**Written exercise:** Keep only the lines of the data below that contain "this", and copy them.

**Given material:**
-=-=-

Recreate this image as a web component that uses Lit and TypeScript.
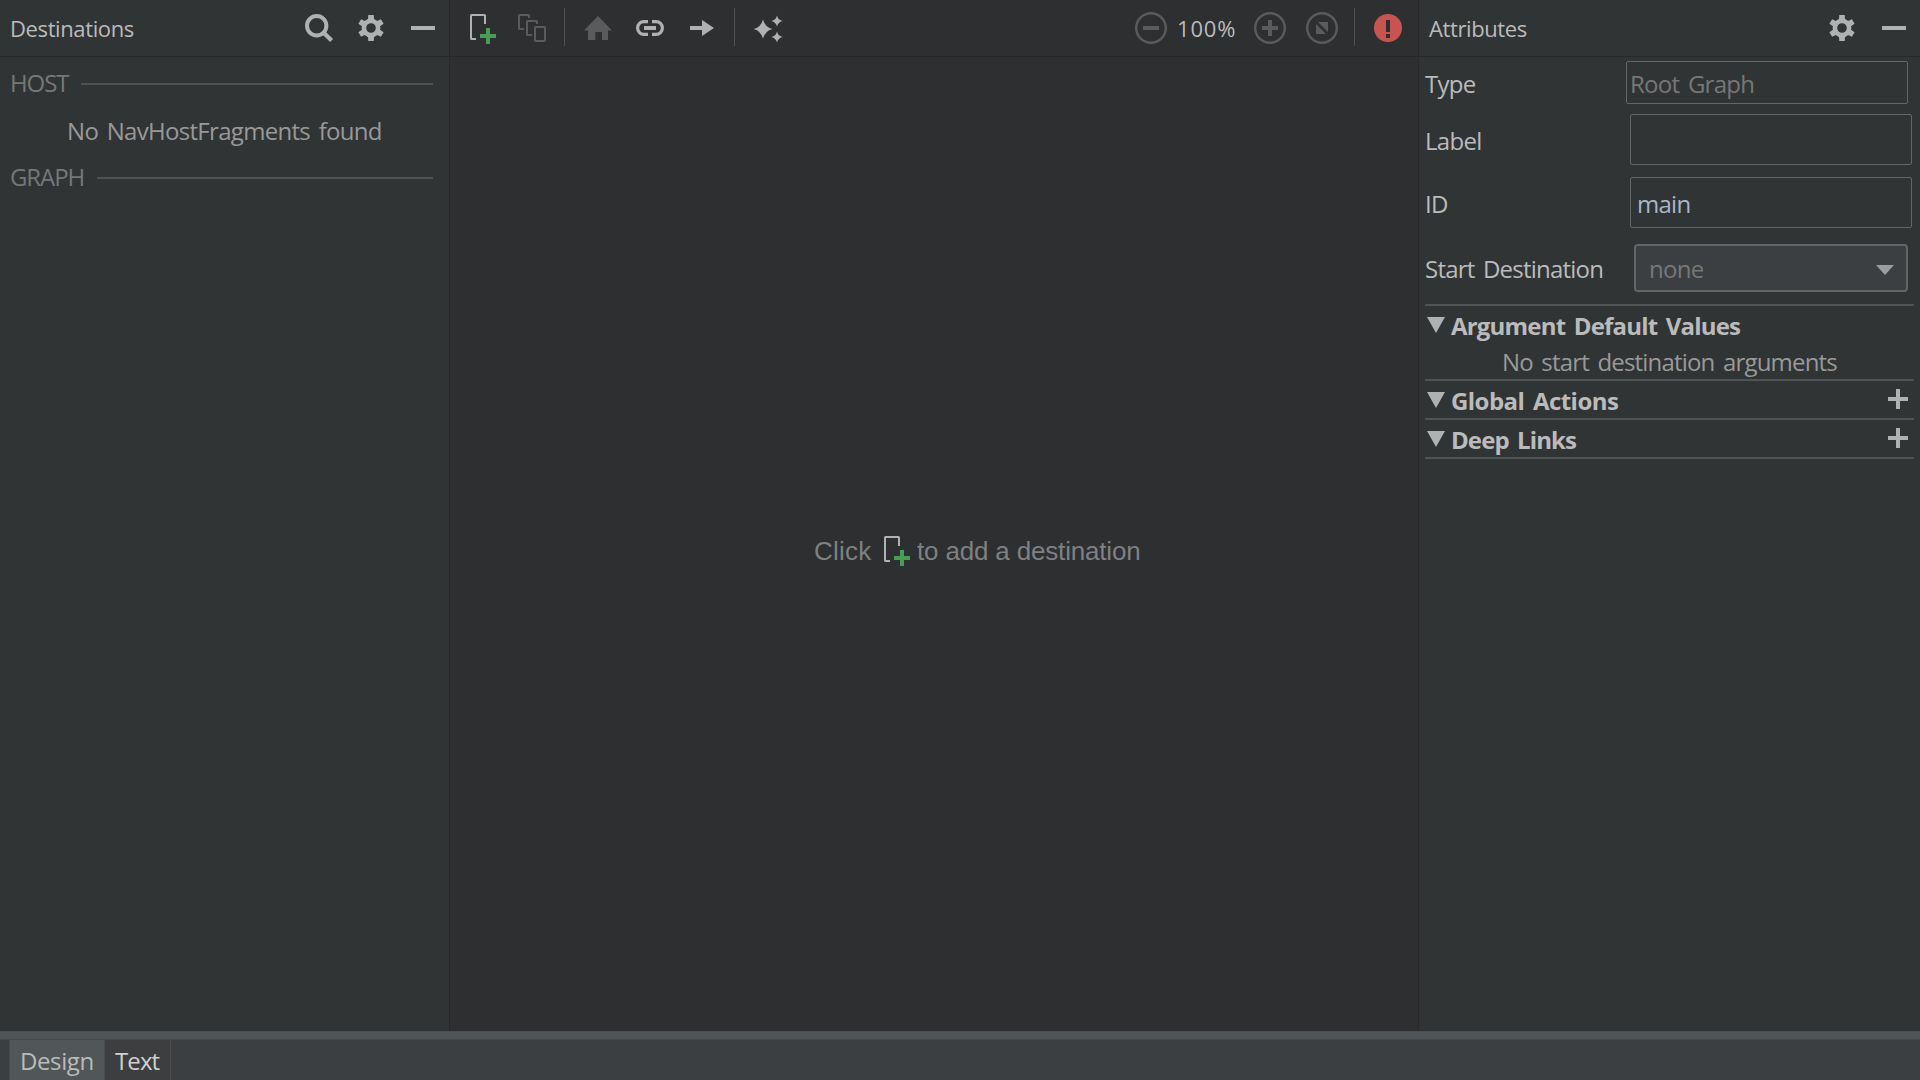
import { LitElement, html, css, svg, nothing } from "lit";
import { customElement, property } from "lit/decorators.js";

const ICON = "#afb1b3";
const DIM = "#5a5b5c";

const gearTeeth = [0, 60, 120, 180, 240, 300].map(
  (a) => svg`<path transform="rotate(${a} 16 16)" d="M12.8 9 L13.3 3 H18.7 L19.2 9 Z"/>`
);

const icons = {
  search: svg`<circle cx="13.7" cy="13.7" r="9.7" fill="none" stroke=${ICON} stroke-width="4"/>
    <path d="M19.7 19.7 L28.6 28.6" stroke=${ICON} stroke-width="4.2"/>`,
  gear: svg`<g fill=${ICON}>${gearTeeth}</g><circle cx="16" cy="16" r="7.1" fill="none" stroke=${ICON} stroke-width="4.6"/>`,
  minus: svg`<path d="M4 14h24v4H4z" fill=${ICON}/>`,
  add: svg`<path d="M8 27H3.6Q3 27 3 26.4V3.6Q3 3 3.6 3H16.4Q17 3 17 3.6V12" fill="none" stroke=${ICON} stroke-width="2"/>
    <path d="M18 16h4v6h6v4h-6v6h-4v-6h-6v-4h6z" fill="#499c54"/>`,
  nested: svg`<g fill="none" stroke=${DIM} stroke-width="2">
    <path d="M8 17H3.6Q3 17 3 16.4V3.6Q3 3 3.6 3H12.4Q13 3 13 3.6V6"/>
    <path d="M16 23H11.6Q11 23 11 22.4V9.6Q11 9 11.6 9H20.4Q21 9 21 9.6V12"/>
    <rect x="19" y="15" width="10" height="14" rx=".8"/></g>`,
  home: svg`<path d="M16 4 L30 18.4 H26 V28 H20 V20 H13.4 V28 H6 V18.4 H2 Z" fill=${DIM}/>`,
  link: svg`<path d="M14 9.6H10A6.4 6.4 0 0 0 10 22.4H14M18 9.6H22A6.4 6.4 0 0 1 22 22.4H18" fill="none" stroke=${ICON} stroke-width="3.2"/>
    <path d="M10 14h12v4H10z" fill=${ICON}/>`,
  arrow: svg`<path d="M4 14H16V8L28 16L16 24V18H4Z" fill=${ICON}/>`,
  sparkle: svg`<g fill=${ICON}>
    <path d="M11 7.400Q13 15 20.400 17Q13 19 11 26.600Q9 19 1.600 17Q9 15 11 7.400Z"/>
    <path d="M25 3.400Q26.100 7.900 30.600 9Q26.100 10.100 25 14.600Q23.900 10.100 19.400 9Q23.900 7.900 25 3.400Z"/>
    <path d="M25 19.400Q26.100 23.900 30.600 25Q26.100 26.100 25 30.600Q23.900 26.100 19.400 25Q23.900 23.900 25 19.400Z"/></g>`,
  zoomOut: svg`<circle cx="16" cy="16" r="14.8" fill="none" stroke=${DIM} stroke-width="2.400"/><path d="M8 14h16v4H8z" fill=${DIM}/>`,
  zoomIn: svg`<circle cx="16" cy="16" r="14.8" fill="none" stroke=${DIM} stroke-width="2.400"/><path d="M14 8h4v6h6v4h-6v6h-4v-6H8v-4h6z" fill=${DIM}/>`,
  zoomFit: svg`<circle cx="16" cy="16" r="14.8" fill="none" stroke=${DIM} stroke-width="2.400"/><path d="M12 10H22V20ZM10 12V22H20Z" fill=${DIM}/>`,
  error: svg`<circle cx="16" cy="16" r="14" fill="#c75450"/><path d="M14 8h4v12h-4zM14 22h4v4h-4z" fill="#2d2f31"/>`,
};
type IconName = keyof typeof icons;

@customElement("ui-icon")
class UiIcon extends LitElement {
  static styles = css`
    :host { display: block; flex: none; width: 32px; height: 32px; }
    svg { display: block; }
  `;
  @property() name: IconName = "minus";
  render() {
    return html`<svg width="32" height="32" viewBox="0 0 32 32">${icons[this.name]}</svg>`;
  }
}

@customElement("attribute-section")
class AttributeSection extends LitElement {
  static styles = css`
    :host { display: block; border-top: 2px solid #515253; margin: 0 6px 0 6px; }
    .head { display: flex; align-items: flex-start; height: 37px; padding: 0 6px 0 2px; }
    .tri { flex: none; display: block; margin-top: 11px; }
    .title {
      margin-left: 6px; margin-top: 1px; flex: 1; font-weight: 700; line-height: 37px;
      color: #bbbbbb; white-space: nowrap; word-spacing: 3px;
    }
    .arg { letter-spacing: -0.81px; }
    .actions { letter-spacing: -0.55px; }
    .links { letter-spacing: -0.9px; }
    .plus { flex: none; display: block; margin-top: 8px; }
    .note {
      height: 36px; line-height: 38px; padding-left: 77px; color: #999999;
      letter-spacing: -0.81px; word-spacing: 3px; white-space: nowrap;
    }
  `;
  @property() heading = "";
  @property() kind = "";
  @property() note = "";
  @property({ type: Boolean }) addable = false;
  render() {
    return html`
      <div class="head">
        <svg class="tri" width="18" height="16"><path d="M0 0H18L9 16Z" fill="#afb1b3"/></svg>
        <span class="title ${this.kind}">${this.heading}</span>
        ${this.addable
          ? html`<svg class="plus" width="20" height="20"><path d="M8 0h4v8h8v4h-8v8H8v-8H0V8h8z" fill="#afb1b3"/></svg>`
          : nothing}
      </div>
      ${this.note ? html`<div class="note">${this.note}</div>` : nothing}
    `;
  }
}

@customElement("app-root")
class AppRoot extends LitElement {
  static styles = css`
    :host {
      display: flex; flex-direction: column; width: 1920px; height: 1080px; overflow: hidden;
      background: #313435; color: #bbbbbb;
      font-family: "Open Sans", "Noto Sans", sans-serif; font-size: 24px; line-height: 32px;
    }
    * { box-sizing: border-box; }
    .main { display: flex; height: 1031px; }
    .side { flex: none; display: flex; flex-direction: column; background: #313435; }
    .left { width: 450px; border-right: 1px solid #282828; }
    .right { width: 502px; border-left: 1px solid #282828; }
    .center { flex: 1; display: flex; flex-direction: column; background: #2d2f31; }
    .header {
      flex: none; display: flex; align-items: center; height: 57px;
      border-bottom: 1px solid #282828; padding-right: 10px; gap: 20px; font-size: 22px;
    }
    .title { flex: 1; white-space: nowrap; letter-spacing: -0.39px; }
    .left .title { padding-left: 10px; }
    .right .title { padding-left: 10px; }

    .tree { display: flex; flex-direction: column; gap: 15px; padding: 10px 16px 0 9px; }
    .group { display: flex; align-items: center; height: 32px; color: #777777; }
    .rule { flex: 1; height: 2px; margin-top: 2px; background: #515151; }
    .host { width: 72px; letter-spacing: -1.1px; padding-left: 1px; }
    .graph { width: 88px; letter-spacing: -1.1px; padding-left: 1px; }
    .empty {
      height: 32px; line-height: 34px; padding-left: 58px; color: #999999;
      letter-spacing: -0.69px; word-spacing: 3px; white-space: nowrap;
    }

    .toolbar {
      flex: none; display: flex; align-items: center; height: 57px;
      border-bottom: 1px solid #282828; padding: 0 14px 0 18px;
    }
    .tools { display: flex; align-items: center; flex: 1; }
    .gap16 { margin-left: 16px; }
    .gap20 { margin-left: 20px; }
    .sep { flex: none; width: 1px; height: 38px; margin: 0 17px 3px 16px; background: #515151; }
    .percent { width: 87px; padding-left: 10px; font-size: 22px; letter-spacing: 0.8px; }

    .canvas { flex: 1; display: flex; align-items: flex-start; padding: 478px 0 0 364px; }
    .hint {
      display: flex; align-items: center; height: 32px; color: #7f8081; white-space: nowrap;
      font: 26px/32px "Liberation Sans", Arial, sans-serif;
    }
    .hint ui-icon { margin: -3px 0 0 9px; }
    .click { width: 59px; letter-spacing: 0.2px; }
    .rest { margin-left: 3px; letter-spacing: -0.17px; }

    .row { display: flex; align-items: center; padding-left: 6px; }
    .label { flex: none; padding-top: 2px; white-space: nowrap; letter-spacing: -0.72px; word-spacing: 3px; }
    .field {
      display: flex; align-items: center; width: 282px; border: 1px solid #646566; border-radius: 2px;
      letter-spacing: -0.72px; word-spacing: 3px; padding-top: 2px;
    }
    .type { margin-top: 4px; height: 43px; }
    .type .label { width: 201px; padding-top: 3px; }
    .type .field { height: 43px; padding: 3px 0 0 3px; color: #777777; }
    .lab { margin-top: 10px; height: 51px; }
    .lab .label, .id .label { width: 205px; }
    .lab .label { padding-top: 3px; }
    .lab .field { height: 51px; }
    .id { margin-top: 12px; height: 51px; }
    .id .field { height: 51px; padding-left: 6px; color: #a9b7c6; }
    .start { margin: 16px 0 12px; height: 48px; }
    .start .label { width: 209px; letter-spacing: -0.78px; }
    .combo {
      display: flex; align-items: center; justify-content: space-between; width: 274px; height: 48px;
      border: 2px solid #646566; border-radius: 4px; background: #3c3f41; color: #777777;
      padding: 2px 12px 0 13px; letter-spacing: -0.69px;
    }
    .caret { display: block; margin-top: 2px; }
    attribute-section:last-of-type { border-bottom: 2px solid #515253; }

    .divider {
      height: 9px; background: #515658; border-top: 1px solid #4a4e50; border-bottom: 1px solid #484b4d;
    }
    .tabs { display: flex; height: 40px; background: #3c3f41; padding-left: 9px; }
    .tab { height: 40px; line-height: 41px; border-right: 1px solid #4a4c4e; }
    .design { width: 96px; padding-left: 10px; background: #515658; border-left: 1px solid #484b4d; letter-spacing: -0.4px; }
    .text { width: 66px; padding-left: 10px; background: #3c3e3f; color: #d0d0d0; letter-spacing: -0.9px; }
  `;

  render() {
    return html`
      <div class="main">
        <div class="side left">
          <div class="header">
            <span class="title">Destinations</span>
            <ui-icon name="search"></ui-icon><ui-icon name="gear"></ui-icon><ui-icon name="minus"></ui-icon>
          </div>
          <div class="tree">
            <div class="group"><span class="host">HOST</span><span class="rule"></span></div>
            <div class="empty">No NavHostFragments found</div>
            <div class="group"><span class="graph">GRAPH</span><span class="rule"></span></div>
          </div>
        </div>

        <div class="center">
          <div class="toolbar">
            <div class="tools">
              <ui-icon name="add"></ui-icon>
              <ui-icon class="gap16" name="nested"></ui-icon>
              <span class="sep"></span>
              <ui-icon name="home"></ui-icon>
              <ui-icon class="gap20" name="link"></ui-icon>
              <ui-icon class="gap20" name="arrow"></ui-icon>
              <span class="sep"></span>
              <ui-icon name="sparkle"></ui-icon>
            </div>
            <ui-icon name="zoomOut"></ui-icon>
            <span class="percent">100%</span>
            <ui-icon name="zoomIn"></ui-icon>
            <ui-icon class="gap20" name="zoomFit"></ui-icon>
            <span class="sep"></span>
            <ui-icon name="error"></ui-icon>
          </div>
          <div class="canvas">
            <div class="hint">
              <span class="click">Click</span><ui-icon name="add"></ui-icon><span class="rest">to add a destination</span>
            </div>
          </div>
        </div>

        <div class="side right">
          <div class="header">
            <span class="title">Attributes</span>
            <ui-icon name="gear"></ui-icon><ui-icon name="minus"></ui-icon>
          </div>
          <div class="row type"><span class="label">Type</span><div class="field">Root Graph</div></div>
          <div class="row lab"><span class="label">Label</span><div class="field"></div></div>
          <div class="row id"><span class="label">ID</span><div class="field">main</div></div>
          <div class="row start">
            <span class="label">Start Destination</span>
            <div class="combo">none
              <svg class="caret" width="18" height="10"><path d="M0 0H18L9 10Z" fill="#9b9d9f"/></svg>
            </div>
          </div>
          <attribute-section kind="arg" heading="Argument Default Values" note="No start destination arguments"></attribute-section>
          <attribute-section kind="actions" heading="Global Actions" addable></attribute-section>
          <attribute-section kind="links" heading="Deep Links" addable></attribute-section>
        </div>
      </div>
      <div class="divider"></div>
      <div class="tabs">
        <div class="tab design">Design</div>
        <div class="tab text">Text</div>
      </div>
    `;
  }
}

-=-=-

**Right answer:**
Recreate this image as a web component that uses Lit and TypeScript.
    return html`<svg width="32" height="32" viewBox="0 0 32 32">${icons[this.name]}</svg>`;
        <span class="title ${this.kind}">${this.heading}</span>
        ${this.addable
      ${this.note ? html`<div class="note">${this.note}</div>` : nothing}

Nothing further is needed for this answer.